Please report every line from the material that contains the word "styles".

[Start of PROVIDED DATA]

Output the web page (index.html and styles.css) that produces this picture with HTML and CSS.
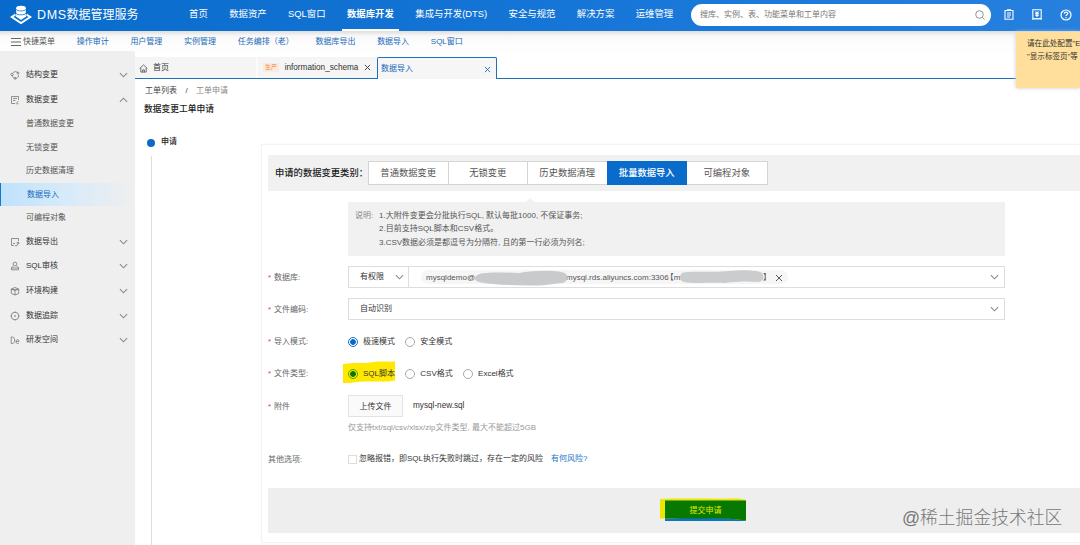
FILE: index.html
```html
<!DOCTYPE html>
<html lang="zh-CN">
<head>
<meta charset="utf-8">
<title>DMS数据管理服务</title>
<link rel="stylesheet" href="styles.css">
</head>
<body>
<svg class="defs" width="0" height="0">
  <symbol id="chev" viewBox="0 0 10 6"><path d="M1 1l4 4 4-4" fill="none" stroke="currentColor" stroke-width="1.200"/></symbol>
  <symbol id="close" viewBox="0 0 8 8"><path d="M1 1l6 6M7 1L1 7" fill="none" stroke="currentColor"/></symbol>
</svg>
<div class="app">
  <header class="top">
    <div class="brand">
      <svg class="logo" viewBox="0 0 22 20" width="22" height="20">
        <path d="M5.500 9.500L1.800 12 11 18l9.200-6-3.700-2.500" fill="none" stroke="#fff" stroke-width="2"/>
        <path d="M5.500 11.300L11 15l5.500-3.700-1.500-1H7z" fill="#fff"/>
        <path d="M6.200 3v7.500c0 3 9.600 3 9.600 0V3z" fill="#fff"/>
        <ellipse cx="11" cy="3" rx="4.800" ry="2.300" fill="#fff"/>
        <path d="M6.200 4.300c1 2.200 8.600 2.200 9.600 0M6.200 8.200c1 2.200 8.600 2.200 9.600 0" fill="none" stroke="#0f6fce" stroke-width=".8"/>
      </svg>
      <span class="brand-text"><span class="dms">DMS</span>数据管理服务</span>
    </div>
    <nav class="nav">
      <span>首页</span><span>数据资产</span><span>SQL窗口</span><span class="on">数据库开发</span><span>集成与开发(DTS)</span><span>安全与规范</span><span>解决方案</span><span>运维管理</span>
    </nav>
    <div class="search"><span>搜库、实例、表、功能菜单和工单内容</span>
      <svg viewBox="0 0 10 10" width="10" height="10"><circle cx="4.500" cy="4.500" r="3.800" fill="none" stroke="#777" stroke-width=".8"/><path d="M7.300 7.300L9.500 9.500" stroke="#777" stroke-width=".8"/></svg>
    </div>
    <div class="tools">
      <svg viewBox="0 0 10 11" width="10" height="11"><path d="M1 1.500h8v8.700H1zM3 .9h4M3 4h4M3 6h4M3 8h3" fill="none" stroke="#fff" stroke-width="1.100"/></svg>
      <svg viewBox="0 0 10 11" width="10" height="11"><path d="M.8.800h8.400v9.400L8 9.500l-1 .7-1-.7-1 .7-1-.7-1 .7-1-.7-1.200.7z" fill="none" stroke="#fff" stroke-width="1.100"/><path d="M3.500 2.500L5 4.500l1.500-2M5 4.500v3.500M3.300 4.700h3.400M3.300 6.300h3.400" fill="none" stroke="#fff" stroke-width="1.200"/></svg>
      <svg viewBox="0 0 12 12" width="12" height="12"><circle cx="6" cy="6" r="5" fill="none" stroke="#fff" stroke-width="1.200"/><path d="M4.300 4.800c0-2.300 3.500-2.200 3.500-.2C7.800 5.800 6 5.800 6 7.100M6 8v1.200" fill="none" stroke="#fff" stroke-width="1.200"/></svg>
    </div>
  </header>
  <div class="quick">
    <span class="menu"><svg viewBox="0 0 10 8" width="10" height="8"><path d="M0 .5h10M0 4h10M0 7.500h10" stroke="#555" stroke-width=".9"/></svg>快捷菜单</span>
    <a>操作审计</a><a>用户管理</a><a>实例管理</a><a>任务编排（老）</a><a>数据库导出</a><a>数据导入</a><a>SQL窗口</a>
  </div>
  <div class="body">
    <aside class="side">
      <div class="item"><svg class="ico" viewBox="0 0 10 10"><path d="M2.500 3.500C3.500 1.200 7 1 8 3.200M8.500 5c.2 2-1.500 3.700-3.500 3.500M3.800 7.800C2.800 7.200 2.300 6.200 2.200 5.500"/><circle cx="2" cy="4.500" r="1.200"/><circle cx="8" cy="3" r="1"/><circle cx="5" cy="8.300" r="1"/></svg><span>结构变更</span><svg class="arr"><use href="#chev"/></svg></div>
      <div class="item"><svg class="ico" viewBox="0 0 10 10"><path d="M8.500 5V1.500h-7v7H5M3 3.500h4M3 5.500h2.500M6 8.500l2.500-2.500M6.500 8.800h2"/></svg><span>数据变更</span><svg class="arr up"><use href="#chev"/></svg></div>
      <div class="sub">普通数据变更</div>
      <div class="sub">无锁变更</div>
      <div class="sub">历史数据清理</div>
      <div class="sub on">数据导入</div>
      <div class="sub">可编程对象</div>
      <div class="item"><svg class="ico" viewBox="0 0 10 10"><path d="M8.500 4V1.500h-7v7H4M3 6.500h2M5 8.700h2L8.500 5.500M6.500 6L8.500 5l.5 2"/></svg><span>数据导出</span><svg class="arr"><use href="#chev"/></svg></div>
      <div class="item"><svg class="ico" viewBox="0 0 10 10"><circle cx="5" cy="3" r="1.900"/><path d="M3.500 5.200L1.500 6.500v2.300h7V6.500l-2-1.300M1.500 7h7"/></svg><span>SQL审核</span><svg class="arr"><use href="#chev"/></svg></div>
      <div class="item"><svg class="ico" viewBox="0 0 10 10"><path d="M1.300 3L5 1.500 8.700 3v4.500L5 9 1.300 7.500zM1.300 3L5 4.300 8.700 3M5 4.300V9M1.500 3.700h7"/></svg><span>环境构建</span><svg class="arr"><use href="#chev"/></svg></div>
      <div class="item"><svg class="ico" viewBox="0 0 10 10"><circle cx="5" cy="5" r="3.800"/><path d="M4.300 5h1.400M5 4.300v1.400M5 .5v1.300M5 8.200v1.300M.5 5h1.300M8.200 5h1.300"/></svg><span>数据追踪</span><svg class="arr"><use href="#chev"/></svg></div>
      <div class="item"><svg class="ico" viewBox="0 0 10 10"><path d="M1.200 2v6.500h1.300C5.300 8.500 5.300 2 2.500 2zM6 6.500h3C9 4 6 4 6 6.500s2 2.300 3 1.500"/></svg><span>研发空间</span><svg class="arr"><use href="#chev"/></svg></div>
    </aside>
    <main class="main">
      <div class="tabs">
        <div class="tab home"><svg viewBox="0 0 10 10" width="9" height="9"><path d="M.7 5L5 1l4.300 4M2 4.300V9h6V4.300M4 9V6.500h2V9" fill="none" stroke="#555" stroke-width=".9"/></svg><span>首页</span></div>
        <div class="tab schema"><span class="env">生产</span><span class="name">information_schema</span><svg class="x"><use href="#close"/></svg></div>
        <div class="tab cur"><span>数据导入</span><svg class="x"><use href="#close"/></svg></div>
      </div>
      <div class="crumb"><span>工单列表</span><i>/</i><em>工单申请</em></div>
      <h1 class="title">数据变更工单申请</h1>
      <div class="flow">
        <div class="step"><div class="step-head"><b class="dot"></b>申请</div><div class="line"></div></div>
        <section class="card">
          <div class="types">
            <span class="types-label">申请的数据变更类别：</span>
            <div class="seg"><span>普通数据变更</span><span>无锁变更</span><span>历史数据清理</span><span class="on">批量数据导入</span><span>可编程对象</span></div>
          </div>
          <div class="note">
            <svg class="peak" viewBox="0 0 10 5"><path d="M0 5L5 0l5 5z" fill="#f1f1f1"/></svg>
            <span class="note-label">说明:</span>
            <div><p>1.大附件变更会分批执行SQL, 默认每批1000, 不保证事务;</p><p>2.目前支持SQL脚本和CSV格式。</p><p>3.CSV数据必须是都逗号为分隔符, 且的第一行必须为列名;</p></div>
          </div>
          <div class="row"><label><i>*</i>数据库:</label>
            <div class="box db">
              <span class="perm">有权限<svg class="arr"><use href="#chev"/></svg></span>
              <span class="chip"><span class="host">mysqldemo@</span><span class="addr">mysql.rds.aliyuncs.com:3306<span class="open">【</span>m</span><svg class="mask m1" viewBox="0 0 94 16"><path d="M2 6C5 2 20 2 45 3 62 0 88 0 92 4c3 4 1 8-4 9-10 1-18 3-32 2.500C36 15 18 15 5 12 0 11 0 8 2 6z" fill="#c9cacb"/></svg><svg class="mask m2" viewBox="0 0 86 14"><path d="M3 3C8 0 35 3 50 1 65-.5 80 0 84 3c3 4 1 8-3 9-12-1-22-.5-35 1C28 12.500 12 14 5 12 0 11 0 6 3 3z" fill="#cbcccd"/></svg><span class="brk">】</span><svg class="x"><use href="#close"/></svg></span>
              <svg class="arr end"><use href="#chev"/></svg>
            </div></div>
          <div class="row"><label><i>*</i>文件编码:</label><div class="box enc"><span>自动识别</span><svg class="arr end"><use href="#chev"/></svg></div></div>
          <div class="row"><label><i>*</i>导入模式:</label><div class="radios"><span><b class="radio sel"></b>极速模式</span><span><b class="radio"></b>安全模式</span></div></div>
          <div class="row"><label><i>*</i>文件类型:</label><div class="radios"><svg class="mark" viewBox="0 0 54 23"><path d="M1 3C12 1 22 3 32 1 40 0 48 1 53 0.500V19.500C44 22 22 19 8 22 4 22 2 22 1 22z" fill="#ffe900"/></svg><span><b class="radio sel green"></b>SQL脚本</span><span><b class="radio"></b>CSV格式</span><span><b class="radio"></b>Excel格式</span></div></div>
          <div class="row up-row"><label><i>*</i>附件</label><span class="upload">上传文件</span><span class="file">mysql-new.sql</span></div>
          <div class="hint">仅支持txt/sql/csv/xlsx/zip文件类型, 最大不能超过5GB</div>
          <div class="row opt"><label>其他选项:</label><b class="check"></b><span class="ignore">忽略报错，即SQL执行失败时跳过，存在一定的风险</span><a>有何风险?</a></div>
          <div class="foot">
            <div class="submit"><svg class="paint" viewBox="0 0 86 25"><path d="M0 1C25 0 55 1 79 .5L86 2V22.500C60 18 30 20 0 20.500z" fill="#ece600"/><path d="M5 2.500H86V22.500C72 21 60 20 45 20.500H5z" fill="#077800"/></svg><span>提交申请</span></div>
          </div>
        </section>
      </div>
    </main>
  </div>
  <div class="tip"><p>请在此处配置"E</p><p>"显示标签页"等</p></div>
  <div class="wm">@稀土掘金技术社区</div>
</div>
</body>
</html>
```
FILE: styles.css
```css
* { box-sizing: border-box; }
body { margin: 0; font: 8px/12px "Liberation Sans", "Noto Sans CJK SC", sans-serif; color: #333; background: #fff; }
i, em { font-style: normal; }
p { margin: 0; }
.defs { position: absolute; }
.app { position: relative; width: 1080px; height: 545px; overflow: hidden; white-space: nowrap; display: flex; flex-direction: column; }
.arr { width: 9px; height: 6px; color: #888; flex: none; }
.arr.up { transform: rotate(180deg); }
.x { width: 7px; height: 7px; flex: none; }

.top { flex: none; height: 31px; display: flex; background: linear-gradient(90deg, #086bcb, #1877d8 60%, #2780de); color: #fff; padding-left: 10px; }
.brand { display: flex; width: 179px; padding-top: 5px; }
.logo { flex: none; }
.brand-text { font-size: 12px; line-height: 21px; padding-left: 5px; }
.dms { font-size: 12.500px; letter-spacing: .6px; }
.nav { display: flex; gap: 11.400px; width: 502px; margin-left: -5px; font-size: 9.400px; }
.nav span { height: 31px; line-height: 27px; padding: 0 5px; }
.nav .on { font-weight: bold; border-bottom: 2px solid #fff; }
.search { flex: none; width: 300px; height: 22px; margin: 4px 0 0 5px; padding: 0 6px 0 9px; border-radius: 11px; background: #fff; color: #777; display: flex; align-items: center; justify-content: space-between; }
.tools { display: flex; align-items: center; gap: 18px; padding: 0 0 2px 13px; }
.tools svg { flex: none; }

.quick { flex: none; height: 20px; padding: 2px 0 0 11px; display: flex; align-items: center; gap: 21.700px; color: #1669b8; background: linear-gradient(#dedede, #f8f8f8 5px, #fdfdfd 12px); }
.menu { display: flex; align-items: center; gap: 2px; color: #555; }

.body { flex: 1; display: flex; min-height: 0; }
.side { width: 135px; flex: none; background: #efefef; padding-top: 12px; }
.item { height: 24.550px; padding: 0 7px 0 10px; display: flex; align-items: center; }
.item span { flex: 1; padding-left: 6px; }
.ico { width: 10px; height: 10px; fill: none; stroke: #777; stroke-width: .8; }
.sub { height: 23.500px; line-height: 24.500px; padding-left: 26px; color: #555; }
.sub.on { color: #1669bd; padding-left: 27px; background: linear-gradient(90deg, #bfe1fb, #d5eafa 45%, #efefef); box-shadow: inset 1px 0 #1577c9; }

.main { flex: 1; min-width: 0; background: #fff; }
.tabs { height: 28px; padding-top: 6px; display: flex; border-bottom: 1px solid #1d72bb; }
.tab { display: flex; align-items: center; height: 21px; padding-top: 1px; background: #f5f5f5; }
.home { width: 121px; padding-left: 4px; gap: 5px; }
.schema { width: 121px; padding: 0 6px 0 5px; border-left: 2px solid #fbfbfb; justify-content: space-between; }
.env { font-size: 6px; color: #ee884e; background: #fdeadb; padding: 0 2px; line-height: 9px; }
.name { font-size: 8.200px; }
.cur { width: 120px; height: 22px; padding: 1px 5px 0 3px; justify-content: space-between; color: #1669b8; background: #f6f6f6; border: 1px solid #1d72bb; border-bottom: 0; border-radius: 2px 2px 0 0; }
.crumb { display: flex; padding: 6px 0 0 10px; color: #444; }
.crumb i { width: 19px; text-align: center; }
.crumb em { color: #888; }
.title { margin: 6px 0 0 9px; font-size: 8.750px; line-height: 13px; font-weight: 500; color: #222; }

.flow { display: flex; margin-top: 28px; height: 401px; }
.step { width: 126px; padding-left: 12px; margin-top: -8px; flex: none; }
.step-head { display: flex; align-items: center; gap: 6px; height: 11px; font-weight: 500; color: #222; }
.dot { width: 8px; height: 8px; border-radius: 50%; background: #0b6bc6; margin-top: 3px; }
.line { width: 1px; height: 400px; margin: 9px 0 0 4px; background: #ddd; }
.card { flex: 1; height: 399px; min-width: 0; border: 1px solid #f3f3f3; border-right: 0; box-shadow: 0 0 2px #f6f6f6; padding: 10px 0 0 6px; }
.types { height: 36px; display: flex; align-items: center; background: #f1f1f1; padding-left: 7px; font-size: 9.300px; }
.types-label { width: 93px; font-weight: 500; color: #222; }
.seg { display: flex; height: 24px; border: 1px solid #d5d5d5; background: #fff; color: #555; }
.seg span { width: 79.500px; line-height: 22px; text-align: center; border-right: 1px solid #d5d5d5; }
.seg span:last-child { border: 0; }
.seg .on { margin: -1px 0 -1px -1px; width: 80.500px; line-height: 24px; background: #0a6cca; color: #fff; border: 0; font-weight: 500; }
.note { position: relative; margin: 11px 0 0 80px; width: 657px; height: 54px; background: #f1f1f1; padding: 7px 0 0 7px; display: flex; gap: 5px; line-height: 13.400px; color: #555; }
.peak { position: absolute; left: 177px; top: -4px; width: 10px; height: 5px; }
.note-label { width: 19px; color: #888; }
.row { display: flex; align-items: center; height: 22px; margin-top: 10px; }
.row label { width: 80px; flex: none; color: #666; padding-top: 1px; }
.row label i { color: #d8432f; display: inline-block; width: 6px; }
.box { width: 657px; height: 22px; border: 1px solid #ddd; display: flex; align-items: center; }
.perm { width: 60px; height: 20px; padding: 0 4px 0 11px; border-right: 1px solid #ddd; display: flex; align-items: center; justify-content: space-between; }
.chip { position: relative; display: flex; align-items: center; width: 367px; height: 14px; margin-left: 12px; padding: 1px 0 0 5px; border-radius: 7px; background: #f6f6f6; color: #555; }
.host { width: 140px; flex: none; }
.open { margin-left: -3px; }
.brk { position: relative; margin-left: auto; width: 4px; flex: none; }
.chip .x { margin-left: 8px; margin-right: 5px; width: 8px; height: 8px; }
.mask { position: absolute; }
.m1 { left: 53px; top: 0; width: 94px; height: 16px; }
.m2 { left: 258px; top: 0; width: 85px; height: 14px; }
.end { margin: 0 5px 0 auto; }
.enc { padding-left: 11px; }
.radios { position: relative; display: flex; gap: 10.300px; padding-top: 1px; }
.radios span { position: relative; display: flex; align-items: center; gap: 5px; }
.radio { width: 10px; height: 10px; border: 1px solid #aaa; border-radius: 50%; background: #fff; }
.sel { border-color: #1473cd; background: radial-gradient(circle, #0c69c2 2.500px, #fff 3.200px); }
.green { border-color: #5ca000; background: radial-gradient(circle, #077800 2.500px, #ffe900 3.200px); }
.mark { position: absolute; left: -6px; top: -6px; width: 54px; height: 23px; }
.up-row { margin-top: 11px; }
.upload { width: 55px; height: 22px; line-height: 21px; text-align: center; border: 1px solid #e3e3e3; background: #fafafa; }
.file { margin-left: 10px; font-size: 8.200px; }
.hint { margin: 5px 0 0 80px; color: #999; }
.opt { margin-top: 14px; }
.check { width: 9px; height: 9px; border: 1px solid #ddd; }
.ignore { margin-left: 2px; }
.opt a { color: #1673c6; margin-left: 8px; }
.foot { margin-top: 18px; height: 45px; background: #eee; padding: 12px 0 0 397px; }
.submit { position: relative; width: 81px; height: 21px; background: #0875c5; color: #e9e900; text-align: center; line-height: 21px; }
.submit span { position: relative; }
.paint { position: absolute; left: -5px; top: -2px; width: 86px; height: 25px; }

.tip { position: absolute; left: 1016px; top: 32px; width: 64px; height: 56px; padding: 5px 0 0 11px; background: #ffdf9b; box-shadow: 0 0 4px #ccc; line-height: 13px; font-size: 7.600px; }
.wm { position: absolute; left: 902px; top: 505px; font-size: 17.800px; line-height: 26px; font-weight: 300; color: #777; }
```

[End of PROVIDED DATA]

**RESULT OF THE TASK:**
Output the web page (index.html and styles.css) that produces this picture with HTML and CSS.
<link rel="stylesheet" href="styles.css">
FILE: styles.css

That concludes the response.